MaiMBot项目中的API容错机制设计与实现

2025-07-04 20:06:49作者：温玫谨Lighthearted

背景与需求分析

在现代软件开发中，API调用的稳定性直接影响着系统的可靠性。MaiMBot作为一个自动化机器人项目，其核心功能依赖于外部API服务的调用。当主API服务出现不可用或响应超时的情况时，系统需要具备自动切换至备用API的能力，以确保服务的连续性。

技术实现方案

1. 多API端点管理

系统应当维护一个API端点列表，包含主API和多个备用API的配置信息。
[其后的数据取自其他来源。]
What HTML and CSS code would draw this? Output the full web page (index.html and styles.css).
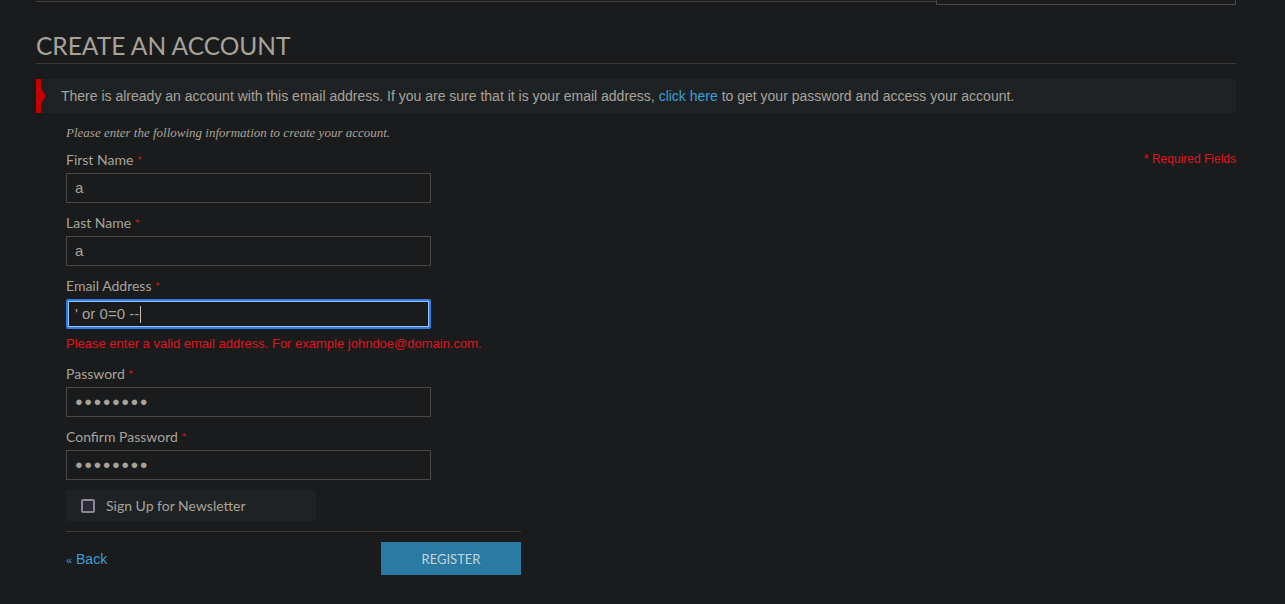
FILE: index.html
```html
<!DOCTYPE html>
<html>
<head>
<meta charset="utf-8">
<link rel="stylesheet" href="styles.css">
</head>
<body>
<div class="page">
  <div class="topbar">
    <div class="topline"></div>
    <div class="topbox"></div>
  </div>
  <h1 class="title">CREATE AN ACCOUNT</h1>
  <div class="notice">
    <span class="notice-flag"></span>
    <p>There is already an account with this email address. If you are sure that it is your email address, <a href="#">click here</a> to get your password and access your account.</p>
  </div>
  <div class="formwrap">
    <div class="formcol">
      <p class="intro">Please enter the following information to create your account.</p>
      <div class="field">
        <label>First Name <em>*</em></label>
        <div class="input">a</div>
      </div>
      <div class="field">
        <label>Last Name <em>*</em></label>
        <div class="input">a</div>
      </div>
      <div class="field">
        <label>Email Address <em>*</em></label>
        <div class="input focus">' or 0=0 --<span class="caret"></span></div>
        <p class="error">Please enter a valid email address. For example johndoe@domain.com.</p>
      </div>
      <div class="field">
        <label>Password <em>*</em></label>
        <div class="input dots">●●●●●●●●</div>
      </div>
      <div class="field">
        <label>Confirm Password <em>*</em></label>
        <div class="input dots">●●●●●●●●</div>
      </div>
      <div class="newsletter">
        <span class="checkbox"></span>
        <span>Sign Up for Newsletter</span>
      </div>
      <div class="actions">
        <a href="#" class="back"><small>«</small> Back</a>
        <button class="register">REGISTER</button>
      </div>
    </div>
    <p class="required">* Required Fields</p>
  </div>
</div>
</body>
</html>
```
FILE: styles.css
```css
* { box-sizing: border-box; }
html, body { margin: 0; padding: 0; background: #1a1b1d; }
body { font-family: "Liberation Sans", Arial, sans-serif; color: #a8a39a; }
.page { width: 1200px; margin-left: 36px; }
.topbar { display: flex; align-items: flex-start; height: 5px; }
.topline { width: 900px; height: 2px; border-bottom: 1px solid #3e3e3e; }
.topbox { flex: 1; height: 5px; border: 1px solid #4a4a4a; border-top: none; }
.title {
  margin: 25px 0 0; padding-bottom: 2px;
  font-family: Lato, "Open Sans", sans-serif; font-weight: 400; font-size: 24.5px; line-height: 31px;
  color: #a8a39a; border-bottom: 1px solid #3a3a3a; letter-spacing: 0;
}
.notice {
  position: relative; margin-top: 15px; height: 34px; background: #1f2224;
  border-left: 5px solid #c40000; display: flex; align-items: center; padding-left: 20px;
}
.notice-flag {
  position: absolute; left: 0; top: 9px; width: 0; height: 0;
  border-top: 8px solid transparent; border-bottom: 8px solid transparent; border-left: 5px solid #c40000;
}
.notice p { margin: 0; font-size: 14px; color: #a8a39a; }
.notice a { color: #3a9fd5; text-decoration: none; }
.formwrap { display: flex; justify-content: space-between; padding-left: 30px; }
.formcol { width: 455px; }
.intro { margin: 12px 0 10px; font-family: "Liberation Serif", serif; font-style: italic; font-size: 13px; line-height: 16px; color: #a8a39a; }
.required { margin: 39px 0 0; font-size: 12px; line-height: 14px; color: #e0141e; }
.field { margin-bottom: 11px; }
.field label { display: block; font-family: Lato, "Open Sans", sans-serif; font-size: 14px; line-height: 18px; margin-bottom: 3px; color: #a8a39a; }
.field label em { font-style: normal; color: #d81818; font-size: 12px; }
.input {
  width: 365px; height: 30px; border: 1px solid #484848; background: #1a1b1d;
  padding: 0 8px; font-size: 15px; line-height: 28px; color: #a8a39a; display: flex; align-items: center;
}
.input.focus { border: 2px solid #2f7de6; border-radius: 2px; padding-left: 7px; box-shadow: 0 0 0 1px #9cc3f0 inset; }
.caret { display: inline-block; width: 1px; height: 17px; background: #c8c4bc; margin-left: 1px; }
.input.dots { font-size: 13px; letter-spacing: 1.4px; color: #a8a39a; }
.error { margin: 7px 0 13px; font-size: 13px; line-height: 16px; color: #e0141e; }
.field:has(.error) { margin-bottom: 0; }
.newsletter {
  margin-top: -1px; width: 250px; height: 31px; background: #1f2224;
  display: flex; align-items: center; padding-left: 15px; gap: 11px;
  font-family: Lato, "Open Sans", sans-serif; font-size: 14px; color: #a8a39a;
}
.checkbox { width: 14px; height: 14px; border: 2px solid #8a8696; border-radius: 2px; background: #2a2a33; }
.actions {
  margin-top: 10px; border-top: 1px solid #3a3a3a; padding-top: 10px;
  display: flex; justify-content: space-between; align-items: center;
}
.back { color: #3a9fd5; text-decoration: none; font-size: 14px; }
.back small { font-size: 11px; }
.register {
  width: 140px; height: 33px; border: none; background: #2a7aa3; color: #c8d4da;
  font-family: Lato, "Open Sans", sans-serif; font-size: 13px; cursor: pointer;
}
```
每个API端点应包含以下元数据：

基础URL
认证信息
优先级权重
健康状态

2. 健康检查机制

实现定期健康检查来判断API的可用性：

定时发送轻量级请求（如HEAD方法）检测API响应
监控响应时间和成功率
基于历史表现动态调整API优先级

3. 故障转移策略

当主API调用失败时，系统应按照以下逻辑处理：

捕获API调用异常（如连接超时、5xx错误等）
标记当前API为不可用状态
从可用API列表中选择下一个优先级最高的端点
重试请求
记录故障转移事件用于后续分析

4. 熔断与恢复

为防止持续调用不可用的API：

实现熔断机制，在一段时间内不再尝试失败的API
设置渐进式恢复策略，先以低频率测试API是否恢复
完全恢复后重新加入正常轮询

代码实现示例

class APIFallbackManager:
    def __init__(self, endpoints):
        self.endpoints = sorted(endpoints, key=lambda x: x['priority'])
        self.current_index = 0
        self.circuit_breaker = {}

    async def request(self, method, path, **kwargs):
        max_retries = len(self.endpoints)
        for attempt in range(max_retries):
            endpoint = self.endpoints[self.current_index]
            if self._is_available(endpoint):
                try:
                    response = await self._make_request(
                        endpoint, method, path, **kwargs)
                    return response
                except APIError as e:
                    self._mark_unavailable(endpoint)
                    continue
            self._next_endpoint()
        raise AllAPIsUnavailableError()

    def _next_endpoint(self):
        self.current_index = (self.current_index + 1) % len(self.endpoints)